Scrape details page with pagination

Till_Uberfarbe · April 12, 2021, 1:16pm

Hi Community,
im trying to scrape the archive of a newspaper. To do that, i need to scrape the article name, then open the article and scrape the content. since there are many articles, I need to skip to the next page of articles, once the articles on the current page are scraped. Through this forum is was able to get this far (see below), but it just skips from page to page without scraping the articles. Any ideas on how to solve this?
Thanks so much in advance!

Url: Archiv – Politik Nachrichten – 2020 – Sueddeutsche.de -

Sitemap:
{"_id":"sz2020neu","startUrl":["https://www.sueddeutsche.de/archiv/politik/2020"],"selectors":[{"id":"artikel","type":"SelectorElement","parentSelectors":["neueseite"],"selector":"em > ","multiple":true,"delay":0},{"id":"inhalt","type":"SelectorText","parentSelectors":["artikel"],"selector":"p.css-13wylk3","multiple":true,"regex":"","delay":0},{"id":"neueseite","type":"SelectorLink","parentSelectors":["_root","neueseite"],"selector":".arrow a","multiple":true,"delay":0}]}

ViestursWS · April 12, 2021, 2:44pm

Hello @Till_Uberfarbe

You can make page range definition in URL from [1-100] page, then make an element selector for each of the articles and then add links which would lead in the description.
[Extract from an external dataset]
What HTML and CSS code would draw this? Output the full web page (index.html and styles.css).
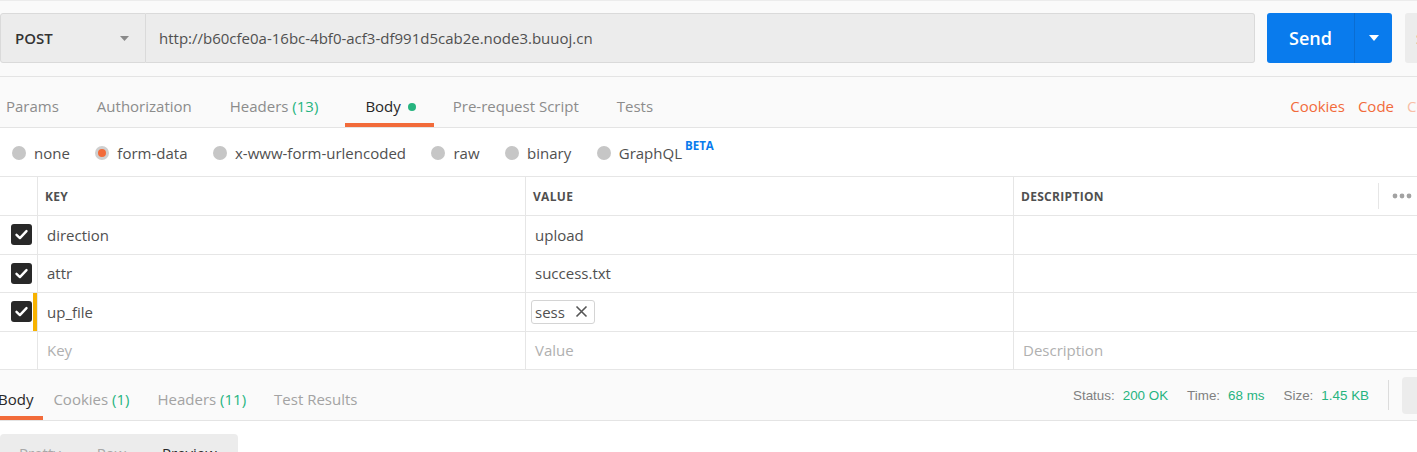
FILE: index.html
```html
<!DOCTYPE html>
<html>
<head>
<meta charset="utf-8">
<title>Postman</title>
<link rel="stylesheet" href="styles.css">
</head>
<body>
<div class="urlbar">
  <div class="method">
    <span>POST</span>
    <svg class="caret" width="9" height="5" viewBox="0 0 9 5"><path d="M0 0h9L4.5 5z" fill="#8a8a8a"/></svg>
  </div>
  <div class="url">http://b60cfe0a-16bc-4bf0-acf3-df991d5cab2e.node3.buuoj.cn</div>
  <div class="send">
    <span class="send-label">Send</span>
    <span class="send-arrow"><svg width="10" height="6" viewBox="0 0 10 6"><path d="M0 0h10L5 6z" fill="#fff"/></svg></span>
  </div>
  <div class="save">Save</div>
</div>

<div class="tabs">
  <div class="tab first">Params</div>
  <div class="tab">Authorization</div>
  <div class="tab">Headers <span class="count">(13)</span></div>
  <div class="tab active body-tab">Body<span class="dot"></span></div>
  <div class="tab">Pre-request Script</div>
  <div class="tab">Tests</div>
  <div class="links">
    <span>Cookies</span>
    <span>Code</span>
    <span class="clip">Comments (0)</span>
  </div>
</div>

<div class="radios">
  <label class="radio"><i></i>none</label>
  <label class="radio"><i class="on"></i>form-data</label>
  <label class="radio"><i></i>x-www-form-urlencoded</label>
  <label class="radio"><i></i>raw</label>
  <label class="radio"><i></i>binary</label>
  <label class="radio"><i></i><span class="rtext">GraphQL<sup class="beta">BETA</sup></span></label>
</div>

<div class="kv">
  <div class="row head">
    <div class="cell check"></div>
    <div class="cell">KEY</div>
    <div class="cell">VALUE</div>
    <div class="cell last desc-head">
      <span>DESCRIPTION</span>
      <span class="more">
        <span class="vsep"></span>
        <svg width="20" height="6" viewBox="0 0 20 6"><circle cx="3" cy="3" r="2.4" fill="#a2a2a2"/><circle cx="10" cy="3" r="2.4" fill="#a2a2a2"/><circle cx="17" cy="3" r="2.4" fill="#a2a2a2"/></svg>
      </span>
    </div>
  </div>
  <div class="row">
    <div class="cell check"><svg width="21" height="21" viewBox="0 0 21 21"><rect width="21" height="21" rx="3" fill="#282828"/><path d="M5.5 10.8l3.4 3.3 6.6-7" fill="none" stroke="#fff" stroke-width="2.4" stroke-linecap="round" stroke-linejoin="round"/></svg></div>
    <div class="cell">direction</div>
    <div class="cell">upload</div>
    <div class="cell last"></div>
  </div>
  <div class="row">
    <div class="cell check"><svg width="21" height="21" viewBox="0 0 21 21"><rect width="21" height="21" rx="3" fill="#282828"/><path d="M5.5 10.8l3.4 3.3 6.6-7" fill="none" stroke="#fff" stroke-width="2.4" stroke-linecap="round" stroke-linejoin="round"/></svg></div>
    <div class="cell">attr</div>
    <div class="cell">success.txt</div>
    <div class="cell last"></div>
  </div>
  <div class="row">
    <div class="cell check marked"><svg width="21" height="21" viewBox="0 0 21 21"><rect width="21" height="21" rx="3" fill="#282828"/><path d="M5.5 10.8l3.4 3.3 6.6-7" fill="none" stroke="#fff" stroke-width="2.4" stroke-linecap="round" stroke-linejoin="round"/></svg></div>
    <div class="cell">up_file</div>
    <div class="cell chip-cell"><span class="chip">sess<svg width="13" height="13" viewBox="0 0 13 13"><path d="M1.5 1.5l10 10M11.5 1.5l-10 10" stroke="#555" stroke-width="1.6" fill="none"/></svg></span></div>
    <div class="cell last"></div>
  </div>
  <div class="row">
    <div class="cell check"></div>
    <div class="cell ph">Key</div>
    <div class="cell ph">Value</div>
    <div class="cell last ph">Description</div>
  </div>
</div>

<div class="tabs res">
  <div class="tab active res-body">Body</div>
  <div class="tab">Cookies <span class="count">(1)</span></div>
  <div class="tab">Headers <span class="count">(11)</span></div>
  <div class="tab">Test Results</div>
  <div class="status">
    <span class="stat"><span class="lbl">Status:</span><span class="val">200 OK</span></span>
    <span class="stat"><span class="lbl">Time:</span><span class="val">68 ms</span></span>
    <span class="stat"><span class="lbl">Size:</span><span class="val">1.45 KB</span></span>
    <span class="vdiv"></span>
    <span class="savebox"></span>
  </div>
</div>

<div class="viewer">
  <div class="seg">
    <span class="seg-item">Pretty</span>
    <span class="seg-item">Raw</span>
    <span class="seg-item sel">Preview</span>
  </div>
</div>
</body>
</html>
```

FILE: styles.css
```css
* { box-sizing: border-box; }
html, body { margin: 0; padding: 0; overflow: hidden; }
body {
  width: 1417px;
  height: 452px;
  background: #fff;
  font-family: "Open Sans", "Liberation Sans", sans-serif;
  font-size: 15px;
  color: #505050;
}

/* URL bar */
.urlbar {
  display: flex;
  height: 77px;
  padding: 12px 0 13px;
  background: #fafafa;
  border-top: 1px solid #ececec;
  border-bottom: 1px solid #e4e4e4;
}
.urlbar > * { flex-shrink: 0; height: 50px; }
.method {
  width: 146px;
  display: flex;
  align-items: center;
  padding: 0 16px 0 14px;
  background: #ececec;
  border: 1px solid #dadada;
  border-radius: 3px 0 0 3px;
  font-weight: 600;
  color: #333;
}
.method .caret { margin-left: auto; }
.url {
  width: 1109px;
  display: flex;
  align-items: center;
  padding-left: 13px;
  background: #ececec;
  border: 1px solid #dadada;
  border-left: none;
  border-radius: 0 3px 3px 0;
  white-space: nowrap;
  overflow: hidden;
}
.send {
  width: 125px;
  margin-left: 12px;
  display: flex;
  background: #097bed;
  border-radius: 3px;
  color: #fff;
}
.send-label {
  width: 87px;
  display: flex;
  align-items: center;
  justify-content: center;
  font-size: 18px;
  font-weight: 600;
}
.send-arrow {
  flex: 1;
  display: flex;
  align-items: center;
  justify-content: center;
  border-left: 1px solid #0a6dd2;
}
.save {
  width: 100px;
  margin-left: 13px;
  background: #ececec;
  border-radius: 3px;
  display: flex;
  align-items: center;
  padding-left: 11px;
  color: #505050;
}

/* Tabs */
.tabs {
  display: flex;
  height: 51px;
  background: #fafafa;
  border-bottom: 1px solid #e4e4e4;
}
.tab {
  flex-shrink: 0;
  height: 50px;
  padding: 18px 19px 0;
  line-height: 22px;
  border-bottom: 4px solid transparent;
  color: #8c8c8c;
  white-space: nowrap;
}
.tab.first { margin-left: -13px; }
.tab.active { color: #282828; border-bottom-color: #f26b3a; }
.body-tab {
  margin-left: 8px;
  padding-left: 20px;
  padding-right: 18px;
  display: flex;
  align-items: flex-start;
}
.count { color: #26b47f; }
.dot {
  width: 8px;
  height: 8px;
  border-radius: 50%;
  background: #26b47f;
  margin: 8px 0 0 7px;
}
.links {
  margin-left: auto;
  display: flex;
  gap: 13px;
  padding-top: 18px;
  line-height: 22px;
  color: #f26b3a;
  white-space: nowrap;
}
.links .clip { width: 10px; overflow: hidden; color: #f8bea6; }

/* Radios */
.radios {
  display: flex;
  align-items: center;
  gap: 25.5px;
  height: 48px;
  padding-left: 12px;
  padding-top: 1px;
  background: #fff;
}
.radio {
  display: flex;
  align-items: center;
  line-height: 20px;
  white-space: nowrap;
}
.radio i {
  width: 14px;
  height: 14px;
  border-radius: 50%;
  background: #c6c6c6;
  margin-right: 8px;
}
.radio i.on {
  background: #f26b3a;
  border: 3px solid #cfcfcf;
}
.rtext { display: inline; }
.beta {
  font-size: 11.5px;
  font-weight: 700;
  color: #097bed;
  vertical-align: 9px;
  margin-left: 3px;
  line-height: 0;
}

/* Key-value table */
.kv {
  border-top: 1px solid #e6e6e6;
  background: #fff;
}
.row {
  display: grid;
  grid-template-columns: 38px 488px 488px 1fr;
  height: 38.5px;
  border-bottom: 1px solid #e6e6e6;
}
.row.head { height: 39px; }
.cell {
  display: flex;
  align-items: center;
  padding-left: 9px;
  border-right: 1px solid #e6e6e6;
  white-space: nowrap;
  overflow: hidden;
}
.cell.last { border-right: none; }
.cell.check { padding-left: 11px; }
.cell.check.marked { box-shadow: inset -4px 0 0 #f7b200; }
.head .cell {
  padding-left: 7px;
  font-size: 12px;
  font-weight: 700;
  letter-spacing: 0.3px;
  color: #505050;
}
.desc-head { justify-content: space-between; }
.head .more {
  display: flex;
  align-items: center;
  padding-right: 5px;
}
.vsep {
  width: 1px;
  height: 26px;
  background: #e6e6e6;
  margin-right: 13px;
}
.ph { color: #b0b0b0; }
.chip-cell { padding-left: 5px; }
.chip {
  display: flex;
  align-items: center;
  gap: 10px;
  height: 24px;
  padding: 0 6px 0 3px;
  border: 1px solid #d4d4d4;
  border-radius: 3px;
}

/* Response tabs */
.tabs.res .tab { padding-left: 14px; padding-right: 14px; color: #a3a3a3; }
.tabs.res .tab.active { color: #282828; }
.tabs.res .res-body { margin-left: -16px; padding-right: 10px; margin-right: -4px; }
.status {
  margin-left: auto;
  display: flex;
  align-items: center;
  height: 50px;
  font-family: "Liberation Sans", Arial, sans-serif;
  font-size: 13.4px;
  white-space: nowrap;
}
.stat { margin-left: 19px; }
.stat:first-child { margin-left: 0; }
.lbl { color: #808080; margin-right: 8px; }
.val { color: #26b47f; }
.vdiv {
  width: 1px;
  height: 30px;
  background: #dcdcdc;
  margin: 0 13px 0 19px;
}
.savebox {
  width: 15px;
  height: 37px;
  background: #ececec;
  border-radius: 4px 0 0 4px;
}

/* Viewer */
.viewer { padding-top: 13px; background: #fff; }
.seg {
  display: inline-flex;
  width: 238px;
  height: 36px;
  padding: 9px 1px 0;
  background: #ececec;
  border-radius: 4px;
}
.seg-item {
  padding: 0 18px;
  line-height: 20px;
  color: #a8a8a8;
}
.seg-item.sel { color: #282828; }
```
How to make page range definition: Web Scraper pagination tutorial - YouTube example starts@0:35
Documentation: Installation | Web Scraper Documentation
How to's: Web Scraper << How to >> video tutorials

Something like this:

{"_id":"sz2020neu","startUrl":["https://www.sueddeutsche.de/archiv/politik/2020/page/[1-100]"],"selectors":[{"id":"article","type":"SelectorElement","parentSelectors":["_root"],"selector":"div.entrylist__entry","multiple":true,"delay":0},{"id":"title","type":"SelectorText","parentSelectors":["article"],"selector":"em.entrylist__title","multiple":false,"regex":"","delay":0},{"id":"link","type":"SelectorLink","parentSelectors":["article"],"selector":"a","multiple":false,"delay":0},{"id":"content","type":"SelectorText","parentSelectors":["element-card"],"selector":"article.lp_is_start","multiple":false,"regex":"","delay":0},{"id":"element-card","type":"SelectorElement","parentSelectors":["link"],"selector":"body:has(article#readspeaker-content)","multiple":true,"delay":0},{"id":"foto","type":"SelectorImage","parentSelectors":["element-card"],"selector":"[data-hydration-component-name=\"ImageAsset\"] img","multiple":false,"delay":0}]}

Hope it helps.

Till_Uberfarbe · April 12, 2021, 4:00pm

thanks so much, this actually works!